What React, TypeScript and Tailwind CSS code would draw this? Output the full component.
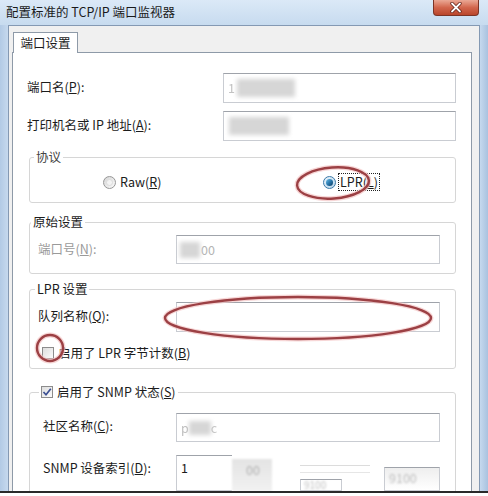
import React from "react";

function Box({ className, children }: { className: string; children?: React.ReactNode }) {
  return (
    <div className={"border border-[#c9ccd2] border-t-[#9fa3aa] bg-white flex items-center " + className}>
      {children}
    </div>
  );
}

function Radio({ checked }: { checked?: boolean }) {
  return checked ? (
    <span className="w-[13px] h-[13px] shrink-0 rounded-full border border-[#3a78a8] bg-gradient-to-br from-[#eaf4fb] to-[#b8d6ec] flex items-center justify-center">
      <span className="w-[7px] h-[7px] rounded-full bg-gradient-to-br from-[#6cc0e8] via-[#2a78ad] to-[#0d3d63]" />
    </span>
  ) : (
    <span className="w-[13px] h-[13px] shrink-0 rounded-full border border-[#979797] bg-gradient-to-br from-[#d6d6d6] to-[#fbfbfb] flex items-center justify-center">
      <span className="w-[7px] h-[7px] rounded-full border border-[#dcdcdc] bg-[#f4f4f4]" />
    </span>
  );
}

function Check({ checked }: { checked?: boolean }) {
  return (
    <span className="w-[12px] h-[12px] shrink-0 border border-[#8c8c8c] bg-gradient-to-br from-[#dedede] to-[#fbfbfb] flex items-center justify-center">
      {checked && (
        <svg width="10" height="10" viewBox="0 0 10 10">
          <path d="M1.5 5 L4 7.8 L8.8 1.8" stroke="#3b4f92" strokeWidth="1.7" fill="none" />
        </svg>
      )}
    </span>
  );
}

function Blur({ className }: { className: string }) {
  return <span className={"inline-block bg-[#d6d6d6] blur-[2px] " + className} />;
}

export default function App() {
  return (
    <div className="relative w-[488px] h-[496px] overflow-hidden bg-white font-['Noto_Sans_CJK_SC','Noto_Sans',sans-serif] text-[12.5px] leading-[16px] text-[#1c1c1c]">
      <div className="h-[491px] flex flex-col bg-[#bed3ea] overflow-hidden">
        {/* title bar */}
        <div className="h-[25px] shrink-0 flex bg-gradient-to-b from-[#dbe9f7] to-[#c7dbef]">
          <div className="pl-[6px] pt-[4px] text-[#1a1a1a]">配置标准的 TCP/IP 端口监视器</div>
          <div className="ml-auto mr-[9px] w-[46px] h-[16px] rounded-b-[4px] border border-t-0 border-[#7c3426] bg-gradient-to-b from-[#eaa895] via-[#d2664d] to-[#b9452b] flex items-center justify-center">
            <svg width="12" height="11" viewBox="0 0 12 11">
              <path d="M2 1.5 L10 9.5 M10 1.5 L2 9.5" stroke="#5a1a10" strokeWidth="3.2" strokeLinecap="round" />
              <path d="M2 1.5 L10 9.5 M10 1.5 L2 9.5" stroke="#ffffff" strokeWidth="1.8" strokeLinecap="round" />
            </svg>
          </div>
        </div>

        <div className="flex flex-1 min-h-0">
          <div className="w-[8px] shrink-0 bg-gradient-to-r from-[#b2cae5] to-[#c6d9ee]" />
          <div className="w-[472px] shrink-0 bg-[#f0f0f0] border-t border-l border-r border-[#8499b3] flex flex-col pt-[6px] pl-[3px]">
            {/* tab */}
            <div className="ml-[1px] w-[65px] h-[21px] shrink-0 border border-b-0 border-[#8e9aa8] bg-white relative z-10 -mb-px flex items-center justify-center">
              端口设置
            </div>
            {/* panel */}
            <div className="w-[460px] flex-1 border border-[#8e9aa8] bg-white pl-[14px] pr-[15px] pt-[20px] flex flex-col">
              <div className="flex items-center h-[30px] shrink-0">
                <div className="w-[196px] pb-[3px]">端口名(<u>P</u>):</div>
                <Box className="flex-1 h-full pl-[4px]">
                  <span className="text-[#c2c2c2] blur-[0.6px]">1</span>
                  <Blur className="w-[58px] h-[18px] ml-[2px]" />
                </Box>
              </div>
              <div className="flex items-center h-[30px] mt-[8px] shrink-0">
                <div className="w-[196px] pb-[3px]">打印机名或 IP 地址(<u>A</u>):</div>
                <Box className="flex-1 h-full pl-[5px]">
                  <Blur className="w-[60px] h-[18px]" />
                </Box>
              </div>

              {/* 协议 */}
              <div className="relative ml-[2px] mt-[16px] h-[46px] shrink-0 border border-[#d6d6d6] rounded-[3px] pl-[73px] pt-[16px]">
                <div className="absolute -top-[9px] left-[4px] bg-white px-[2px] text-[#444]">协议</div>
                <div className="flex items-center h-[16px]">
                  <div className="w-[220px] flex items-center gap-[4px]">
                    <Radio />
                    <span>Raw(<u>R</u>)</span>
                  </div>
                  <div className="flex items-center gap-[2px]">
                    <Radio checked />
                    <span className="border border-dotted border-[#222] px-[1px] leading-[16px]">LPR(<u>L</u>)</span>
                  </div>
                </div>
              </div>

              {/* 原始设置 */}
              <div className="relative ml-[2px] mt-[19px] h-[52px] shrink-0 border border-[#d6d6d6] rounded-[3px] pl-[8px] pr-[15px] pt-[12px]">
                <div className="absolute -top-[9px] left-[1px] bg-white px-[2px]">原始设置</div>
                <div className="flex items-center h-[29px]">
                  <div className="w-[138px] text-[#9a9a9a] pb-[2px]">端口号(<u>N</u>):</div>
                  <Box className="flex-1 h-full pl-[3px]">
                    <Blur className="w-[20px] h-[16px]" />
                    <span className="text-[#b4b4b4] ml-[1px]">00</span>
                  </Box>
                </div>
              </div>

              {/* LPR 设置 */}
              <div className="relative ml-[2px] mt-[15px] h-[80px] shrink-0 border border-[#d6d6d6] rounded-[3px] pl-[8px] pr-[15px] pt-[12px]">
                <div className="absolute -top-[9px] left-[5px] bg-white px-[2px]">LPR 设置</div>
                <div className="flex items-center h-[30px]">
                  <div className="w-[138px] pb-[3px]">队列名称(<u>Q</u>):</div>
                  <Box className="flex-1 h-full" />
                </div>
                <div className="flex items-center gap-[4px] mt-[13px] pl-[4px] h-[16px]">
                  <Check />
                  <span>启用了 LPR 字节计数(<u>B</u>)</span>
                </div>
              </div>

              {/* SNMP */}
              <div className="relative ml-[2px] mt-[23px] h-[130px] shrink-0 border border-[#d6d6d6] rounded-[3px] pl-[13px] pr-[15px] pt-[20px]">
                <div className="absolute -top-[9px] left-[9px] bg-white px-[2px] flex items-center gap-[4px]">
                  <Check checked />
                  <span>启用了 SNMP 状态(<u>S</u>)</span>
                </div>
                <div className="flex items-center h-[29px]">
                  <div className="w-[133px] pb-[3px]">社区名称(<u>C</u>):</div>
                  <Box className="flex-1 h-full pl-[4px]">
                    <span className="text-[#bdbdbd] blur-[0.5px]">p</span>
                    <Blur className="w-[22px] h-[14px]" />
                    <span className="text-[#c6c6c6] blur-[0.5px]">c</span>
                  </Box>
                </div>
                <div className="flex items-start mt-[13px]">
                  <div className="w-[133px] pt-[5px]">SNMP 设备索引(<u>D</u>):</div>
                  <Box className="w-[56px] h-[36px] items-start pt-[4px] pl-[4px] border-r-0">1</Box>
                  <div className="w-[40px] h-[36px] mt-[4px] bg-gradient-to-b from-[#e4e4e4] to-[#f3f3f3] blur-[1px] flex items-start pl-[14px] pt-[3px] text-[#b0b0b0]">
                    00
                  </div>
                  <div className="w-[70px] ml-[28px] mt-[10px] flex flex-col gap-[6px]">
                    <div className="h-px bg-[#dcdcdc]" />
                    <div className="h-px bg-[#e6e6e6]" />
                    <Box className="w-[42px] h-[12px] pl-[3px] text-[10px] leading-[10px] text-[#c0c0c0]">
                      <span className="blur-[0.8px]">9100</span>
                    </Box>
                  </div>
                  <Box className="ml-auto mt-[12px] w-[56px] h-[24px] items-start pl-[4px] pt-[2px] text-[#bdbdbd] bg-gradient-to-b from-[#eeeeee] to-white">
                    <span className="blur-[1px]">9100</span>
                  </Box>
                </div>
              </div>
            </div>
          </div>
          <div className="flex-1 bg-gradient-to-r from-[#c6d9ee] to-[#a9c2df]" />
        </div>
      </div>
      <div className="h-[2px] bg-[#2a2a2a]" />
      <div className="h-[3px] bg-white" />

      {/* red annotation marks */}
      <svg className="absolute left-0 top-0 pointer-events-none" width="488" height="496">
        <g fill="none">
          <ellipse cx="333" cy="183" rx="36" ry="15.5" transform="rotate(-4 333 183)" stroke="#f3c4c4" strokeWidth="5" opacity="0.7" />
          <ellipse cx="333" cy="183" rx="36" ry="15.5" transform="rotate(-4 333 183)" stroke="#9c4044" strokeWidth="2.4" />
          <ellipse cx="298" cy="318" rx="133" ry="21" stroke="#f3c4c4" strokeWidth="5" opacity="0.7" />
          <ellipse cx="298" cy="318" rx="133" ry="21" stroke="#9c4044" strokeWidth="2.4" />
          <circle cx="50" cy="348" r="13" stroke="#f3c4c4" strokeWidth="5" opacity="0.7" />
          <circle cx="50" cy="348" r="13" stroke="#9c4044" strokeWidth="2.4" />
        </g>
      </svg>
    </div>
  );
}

⁂

Problem details: Scan the data above; copy every line where "React" appears.

In response:
What React, TypeScript and Tailwind CSS code would draw this? Output the full component.
import React from "react";
function Box({ className, children }: { className: string; children?: React.ReactNode }) {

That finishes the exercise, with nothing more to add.